It's been a year and some months since you did what you did. Remember when Sparky got us all together in a Steam chat? Remember when you told him that I made you uncomfortable?
I haven't been able to put that away. I haven't been able to just get over it. I guess I couldn't because I didn't know what I did wrong. I'm living in this cautious haze of "don't interact with anyone at all because you'll fuck up". I became your boogeyman--your villain--and I don't know how or why.
I felt hurt, lost, angry…. because I went into the roleplay with no harmful intentions. I just wanted to do a naughty group roleplay with a friend and his friends. Hell, I wanted to get to know you and the others. But I somehow made you uncomfortable?
Please help me understand what I did wrong in a roleplay.
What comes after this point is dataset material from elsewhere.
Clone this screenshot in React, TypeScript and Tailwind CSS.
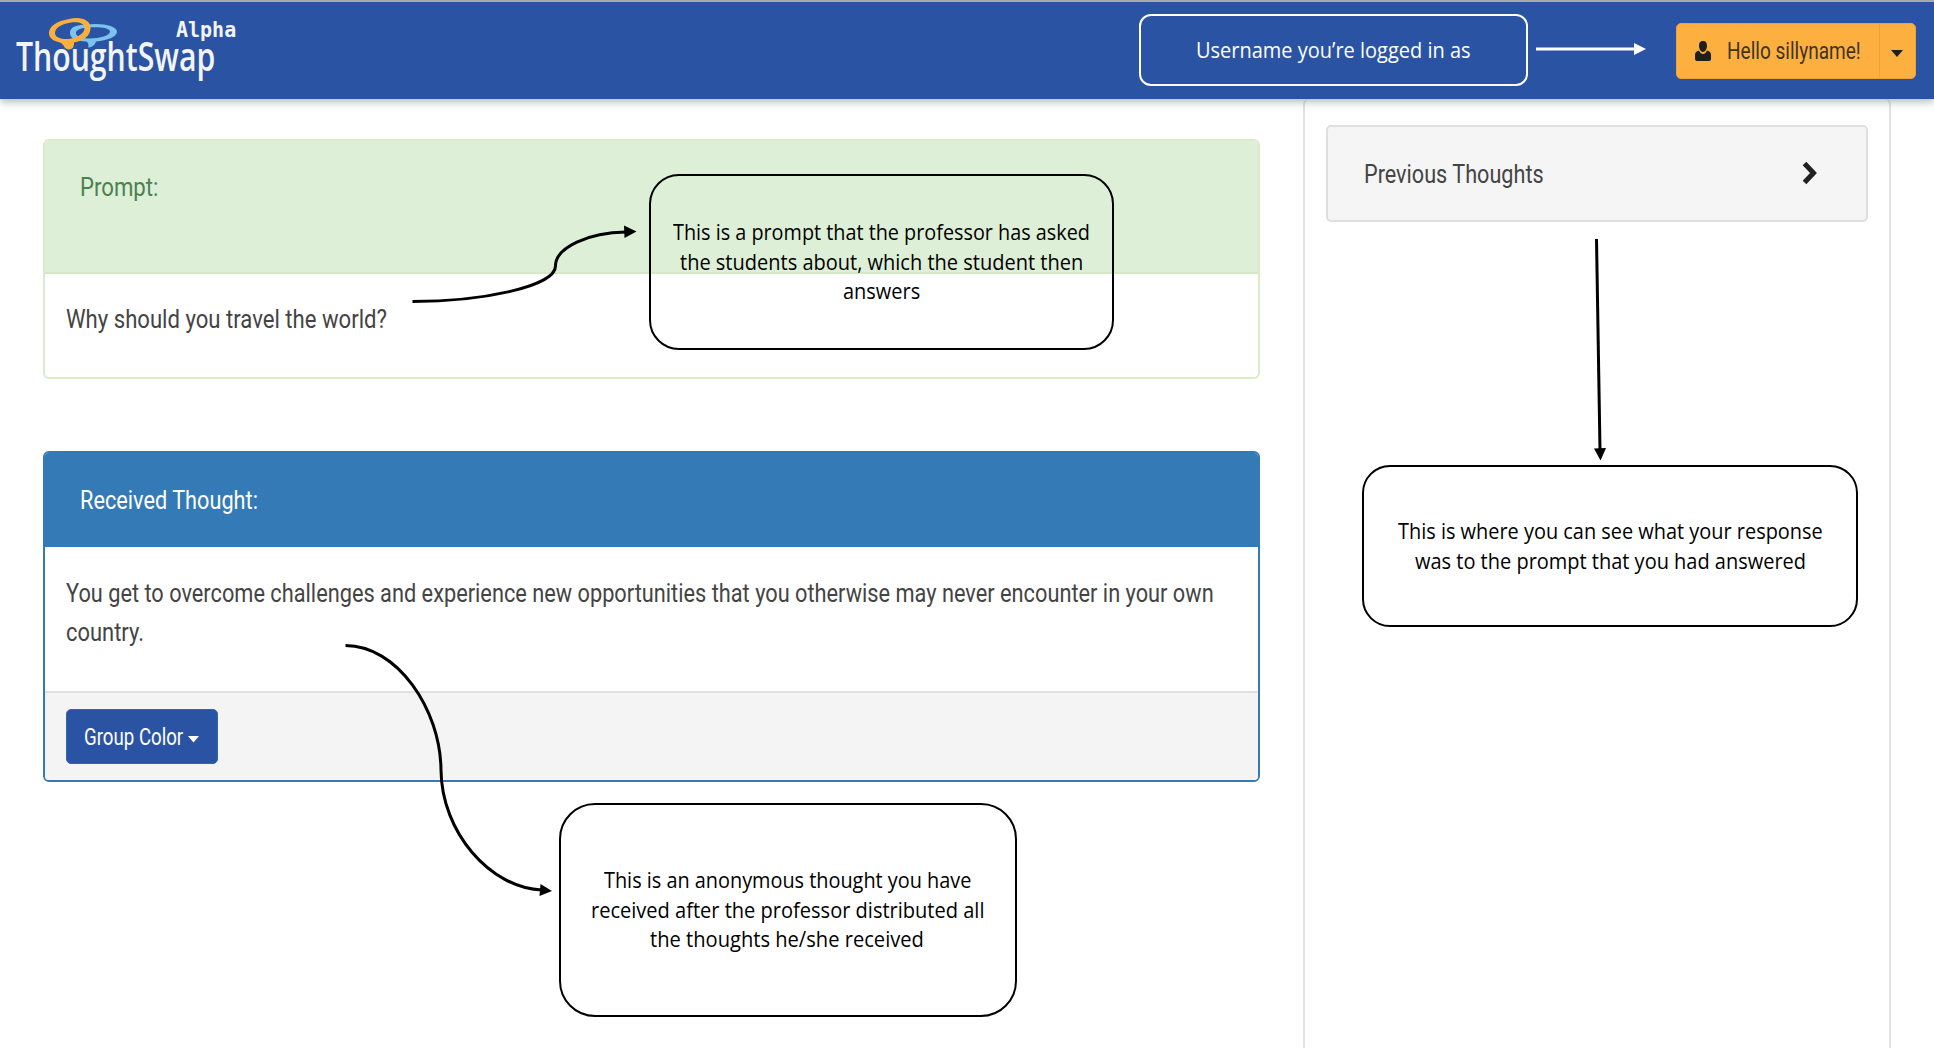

I need to know because I don't want it to happen again with someone else. I'm NOT the kind of person who does evil things intentionally. The way I see it, you and I had NOTHING to fight about or anything. It was heartbreaking to be done that way by a person I was eager to become friends with… I don't know how else to explain that though.
By the way, I want you to know that a month later I got served another heartbreak. I was dumped by a guy I loved. He enjoyed it. Enjoyed hurting me badly. Did you enjoy hurting me too?
Really Yoko, what did I do wrong? Why did I make you uncomfortable?
PS. I know this letter sounds horribly angry and stuff, but I'm not angry. I'm actually drowning in my own tears as type this letter.